Der nächste wichtige Punkt: Conditio sine qua non. In der Tat: Niemand - egal aus welchen sozialen Verhältnissen er kommt - soll davon abgehalten werden, einem Studium in Deutschland nachzugehen. Das ist ein wichtiger Punkt.

(Beifall bei der CDU und bei der FDP)

Sie stellen in diesem Zusammenhang wieder auf die Akademikerquote ab. Liebe Frau Dr. Andretta, wir sind nicht mehr bei 36, sondern mittlerweile bei 39,8 %. Sie müssen berücksichtigen - das wissen Sie doch ganz genau; warum sagen Sie es denn nicht? -, dass in anderen Ländern die Akademikerquote aus ganz anderen Bestandteilen besteht. In den Vereinigten Staaten gehört z. B. die Berufsschulausbildung dazu. Wenn wir diese bei uns der Akademikerquote zurechnen würden, dann läge die Akademikerquote bei weit über 40 %, und wir hätten weitaus bessere Verhältnisse als in Amerika. Auch das gehört zur Wahrheit dazu.

Aber zurück. Wir werden den Studierenden in der Tat einen - das ist wichtig - einkommensunabhängigen Bildungskredit anbieten. Warum ist es wichtig, dass er einkommensunabhängig ist? Mir ist gerade von sozialdemokratischer Seite in den letzten Tagen vorgeschlagen worden, es so zu machen wie beim BAföG. Wenn wir das machten, dann würden erneut die Normalverdiener in dieser Republik benachteiligt werden und würden sich quälen müssen, ihre Kinder an die Hochschulen zu bringen. Das ist die Wahrheit. Dazu sind wir nicht bereit.

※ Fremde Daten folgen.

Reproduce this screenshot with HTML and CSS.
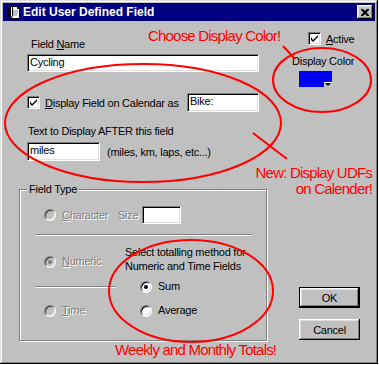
FILE: index.html
```html
<!DOCTYPE html>
<html lang="en">
<head>
  <meta charset="UTF-8">
  <title>Edit User Defined Field</title>
  <link rel="stylesheet" href="styles.css">
</head>
<body>
  <div class="window">
    <div class="titlebar">
      <svg class="app-icon" width="16" height="16" viewBox="0 0 16 16">
        <path d="M5.5 2.5h7l2 2v10h-9z" fill="#fff" stroke="#000"/>
        <path d="M12.5 2.5v2h2" fill="none" stroke="#000"/>
        <path d="M3.5 4.5v7a2 2 0 0 0 4 0v-8a1 1 0 0 0-2 0v7" fill="none" stroke="#000"/>
        <path d="M8 7h5M8 9h5M8 11h4" stroke="#808080"/>
      </svg>
      <span class="title">Edit User Defined Field</span>
      <span class="close">
        <svg width="8" height="7" viewBox="0 0 8 7"><path d="M0 0h2l2 2 2-2h2v1l-2.5 2.5 2.5 2.5v1h-2l-2-2-2 2h-2v-1l2.5-2.5-2.5-2.5z" fill="#000"/></svg>
      </span>
    </div>

    <div class="client">
      <div class="main">
        <div class="field-name">Field <u>N</u>ame</div>
        <div class="edit wide">Cycling</div>

        <div class="cal-row">
          <span class="check"><svg width="7" height="7" viewBox="0 0 7 7"><path d="M0 2v3l2 2 5-5v-2l-5 5z" fill="#000"/></svg></span>
          <span class="cal-label"><u>D</u>isplay Field on Calendar as</span>
          <div class="edit bike">Bike:</div>
        </div>

        <div class="after-label">Text to Display AFTER this field</div>
        <div class="after-row">
          <div class="edit miles">miles</div>
          <span class="hint">(miles, km, laps, etc...)</span>
        </div>

        <fieldset class="group">
          <legend>Field Type</legend>
          <div class="char-row">
            <span class="radio off"></span>
            <span class="opt dim char"><u>C</u>haracter</span>
            <span class="dim size">Size</span>
            <div class="edit small"></div>
          </div>
          <div class="sep long"></div>
          <div class="type">
            <div class="type-left">
              <div class="opt-row numeric">
                <span class="radio off on"></span>
                <span class="opt dim"><u>N</u>umeric</span>
              </div>
              <div class="sep short"></div>
              <div class="opt-row time">
                <span class="radio off"></span>
                <span class="opt dim"><u>T</u>ime</span>
              </div>
            </div>
            <div class="type-right">
              <div class="method">Select totalling method for<br>Numeric and Time Fields</div>
              <div class="opt-row sum">
                <span class="radio on"></span>
                <span class="opt">Sum</span>
              </div>
              <div class="opt-row avg">
                <span class="radio"></span>
                <span class="opt">Average</span>
              </div>
            </div>
          </div>
        </fieldset>
      </div>

      <div class="side">
        <div class="active">
          <span class="check"><svg width="7" height="7" viewBox="0 0 7 7"><path d="M0 2v3l2 2 5-5v-2l-5 5z" fill="#000"/></svg></span>
          <span class="active-label"><u>A</u>ctive</span>
        </div>
        <div class="color-label">Display Color</div>
        <div class="swatch"><span class="drop"></span></div>
        <div class="btn default">OK</div>
        <div class="btn cancel">Cancel</div>
      </div>
    </div>

    <svg class="marks" width="379" height="365" viewBox="0 0 379 365">
      <ellipse cx="143" cy="123" rx="138" ry="59"/>
      <path d="M253 133L287 159"/>
      <ellipse cx="322" cy="80" rx="49" ry="32"/>
      <path d="M283 46L295 59"/>
      <ellipse cx="191" cy="291" rx="82" ry="51"/>
    </svg>
    <div class="note note-color">Choose Display Color!</div>
    <div class="note note-new">New: Display UDFs<br>on Calender!</div>
    <div class="note note-totals">Weekly and Monthly Totals!</div>
  </div>
</body>
</html>
```

FILE: styles.css
```css
body{
	margin: 0;
	background: #fff;
	font-family: "Liberation Sans", Arial, sans-serif;
	font-size: 11px;
	letter-spacing: -0.25px;
	color: #000;
}
.window{
	position: relative;
	width: 378px;
	height: 364px;
	box-sizing: border-box;
	padding: 3px;
	background: #c0c0c0;
	box-shadow: inset -1px -1px #000, inset 1px 1px #dfdfdf, inset -2px -2px #808080, inset 2px 2px #fff;
}
.titlebar{
	height: 18px;
	background: #000080;
	color: #fff;
	display: flex;
	align-items: center;
	padding: 0 2px;
}
.title{
	font-weight: bold;
	font-size: 12px;
	letter-spacing: 0;
	margin-left: 2px;
}
.close{
	margin-left: auto;
	width: 16px;
	height: 14px;
	background: #c0c0c0;
	box-shadow: inset -1px -1px #000, inset 1px 1px #fff, inset -2px -2px #808080, inset 2px 2px #dfdfdf;
	display: flex;
	align-items: center;
	justify-content: center;
}
.client{
	display: flex;
}
.main{
	width: 249px;
	padding-left: 16px;
}
.side{
	flex: 1;
	display: flex;
	flex-direction: column;
	align-items: flex-start;
}

/* sunken fields */
.edit{
	box-sizing: border-box;
	height: 18px;
	line-height: 14px;
	padding: 0 2px;
	background: #fff;
	border: 1px solid;
	border-color: #808080 #fff #fff #808080;
	box-shadow: inset 1px 1px #000, inset -1px -1px #dfdfdf;
}
.check{
	box-sizing: border-box;
	width: 13px;
	height: 13px;
	background: #fff;
	border: 1px solid;
	border-color: #808080 #fff #fff #808080;
	box-shadow: inset 1px 1px #000, inset -1px -1px #dfdfdf;
	display: flex;
	align-items: center;
	justify-content: center;
}
.radio{
	position: relative;
	box-sizing: border-box;
	width: 12px;
	height: 12px;
	border-radius: 50%;
	background: #fff;
	border: 1px solid;
	border-color: #808080 #fff #fff #808080;
	box-shadow: inset 1px 1px #000, inset -1px -1px #dfdfdf;
	flex: none;
}
.radio.off{
	background: #c0c0c0;
	box-shadow: inset 1px 1px #404040, inset -1px -1px #dfdfdf;
}
.radio.on::after{
	content: "";
	position: absolute;
	left: 3px;
	top: 3px;
	width: 4px;
	height: 4px;
	border-radius: 50%;
	background: #000;
}
.radio.off.on::after{
	background: #808080;
}
.dim{
	color: #808080;
	text-shadow: 1px 1px #fff;
}
.sep{
	height: 0;
	border-top: 1px solid #808080;
	border-bottom: 1px solid #fff;
}

/* left part */
.field-name{
	margin: 17px 0 0 12px;
	line-height: 13px;
}
.edit.wide{
	margin: 3px 0 0 8px;
	width: 232px;
}
.cal-row{
	margin: 21px 0 0 8px;
	width: 232px;
	height: 19px;
	display: flex;
	align-items: center;
}
.cal-label{
	margin-left: 5px;
}
.edit.bike{
	margin-left: auto;
	width: 72px;
	height: 19px;
	line-height: 15px;
}
.after-label{
	margin: 13px 0 0 9px;
	line-height: 13px;
}
.after-row{
	margin: 4px 0 0 8px;
	height: 19px;
	display: flex;
	align-items: center;
}
.edit.miles{
	width: 73px;
	height: 19px;
	line-height: 15px;
}
.hint{
	margin-left: 7px;
}

.group{
	margin: 22px 0 0;
	padding: 0 0 23px;
	width: 248px;
	min-width: 0;
	box-sizing: border-box;
	border: 1px solid #808080;
	box-shadow: 1px 1px #fff, inset 1px 1px #fff;
}
.group legend{
	margin-left: 7px;
	padding: 0 2px;
	line-height: 13px;
	background: #c0c0c0;
}
.char-row{
	margin-top: 10px;
	height: 18px;
	padding-left: 24px;
	display: flex;
	align-items: center;
}
.opt{
	margin-left: 6px;
	line-height: 13px;
}
.opt.char{
	width: 56px;
}
.size{
	width: 24px;
}
.edit.small{
	width: 39px;
}
.sep.long{
	margin: 10px 0 0 15px;
	width: 216px;
}
.type{
	display: flex;
}
.type-left{
	width: 90px;
	margin-left: 15px;
}
.opt-row{
	height: 13px;
	display: flex;
	align-items: center;
	padding-left: 9px;
}
.opt-row.numeric{
	margin-top: 19px;
}
.sep.short{
	margin-top: 18px;
	width: 80px;
}
.opt-row.time{
	margin-top: 16px;
}
.method{
	margin-top: 9px;
	line-height: 14px;
}
.opt-row.sum{
	margin-top: 7px;
	padding-left: 15px;
}
.opt-row.avg{
	margin-top: 11px;
	padding-left: 15px;
}

/* right part */
.active{
	margin: 11px 0 0 40px;
	height: 13px;
	display: flex;
	align-items: center;
}
.active-label{
	margin-left: 5px;
}
.color-label{
	margin: 10px 0 0 24px;
	line-height: 13px;
}
.swatch{
	position: relative;
	margin: 3px 0 0 31px;
	width: 33px;
	height: 16px;
	background: #0000f0;
}
.drop{
	position: absolute;
	right: 0;
	bottom: 0;
	width: 8px;
	height: 4px;
	background: #c0c0c0;
	border-top: 1px solid #fff;
}
.drop::after{
	content: "";
	position: absolute;
	left: 1px;
	top: 0;
	border-left: 3px solid transparent;
	border-right: 3px solid transparent;
	border-top: 3px solid #000;
}
.btn{
	box-sizing: border-box;
	width: 61px;
	height: 21px;
	margin-left: 31px;
	display: flex;
	align-items: center;
	justify-content: center;
	background: #c0c0c0;
	box-shadow: inset -1px -1px #000, inset 1px 1px #fff, inset -2px -2px #808080, inset 2px 2px #dfdfdf;
}
.btn.default{
	margin-top: 200px;
	border: 1px solid #000;
}
.btn.cancel{
	margin-top: 11px;
}

/* red annotations drawn over the dialog */
.marks{
	position: absolute;
	left: 0;
	top: 0;
	pointer-events: none;
}
.marks ellipse,
.marks path{
	fill: none;
	stroke: #f00;
	stroke-width: 2;
}
.note{
	position: absolute;
	color: #f00;
	font-size: 15px;
	line-height: 16px;
	letter-spacing: -0.8px;
	white-space: nowrap;
}
.note-color{
	left: 148px;
	top: 28px;
}
.note-new{
	right: 6px;
	top: 165px;
	text-align: right;
}
.note-totals{
	left: 115px;
	top: 342px;
}
```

(Beifall bei der CDU und bei der FDP)

Darum wird das einkommensunabhängig gestaltet. Was auch wichtig ist: Die Rückzahlung wird erst dann fällig, wenn später ein Einkommen erzielt wird, das den Betreffenden dazu in die Lage versetzt. Ich finde, ein faireres Angebot kann man den Studierenden nicht machen,

(Beifall bei der CDU und bei der FDP)

insbesondere wenn man berücksichtigt - das ist erwähnt worden -, dass heute für manch andere Leistung des Staates, z. B. für die berühmten Kindergartenplätze, zum Teil weit mehr als 100 Euro pro Monat zu zahlen sind und dafür kein Kredit vom Staat gewährt wird. Das hat mit Gerechtigkeit zu tun.

(Beifall bei der CDU und bei der FDP)

Diese Gerechtigkeitslücke werden wir stopfen.

Wir werden ein Weiteres tun: Wir werden eine Familienkomponente einführen. Studierende, die Kinder erziehen oder Familienangehörige pflegen müssen, werden von Studienbeiträgen befreit. Dafür werde ich mich zumindest einsetzen.

(Beifall bei der CDU und bei der FDP)

Außerdem werden die Hochschulen Stipendien auflegen, die für herausragende Leistungen, was das Studium anbelangt, oder auch für herausragende Leistungen im Bereich gemeinwohlorientiertes Engagement vergeben werden können. Was spricht denn dagegen, dass eine Universität für sich ein besonderes Profil entwickelt, indem sie Studierende, die sich beim Roten Kreuz oder anderswo engagieren oder engagiert haben, mit einem Stipendium in die Lage versetzt, ihr Studium zu finanzieren? Ich fände es eine hervorragende Vision für die Zukunft, auch das gemeinwohlorientierte Handeln gerade bei jungen Leuten stärker herauszustellen.

Meine Damen und Herren, wir haben immer gesagt, was wir tun, und wir tun, was wir sagen. Damit komme ich zu Ihrem Antrag. Bei Ihrem Antrag ging es ja von Anfang an weniger um die Frage, ob Studienbeiträge erhoben werden sollten,

(Unruhe - Glocke des Präsidenten)

sondern Ihr Antrag - das ist doch die Wahrheit, meine Damen und Herren - hatte einzig und allein das Ziel, den derzeit beliebtesten Politiker der Bundesrepublik Deutschland zu diskreditieren und dessen Glaubwürdigkeit zu unterminieren.

(Beifall bei der CDU und bei der FDP)

Dass unser Ministerpräsident Christian Wulff dies ist und dass diese Regierung nach wie vor ein gutes Standing bei der Bevölkerung hat, hat vor allem damit zu tun, dass wir das tun, was wir vorher gesagt haben, und dass wir glaubwürdig geblieben sind.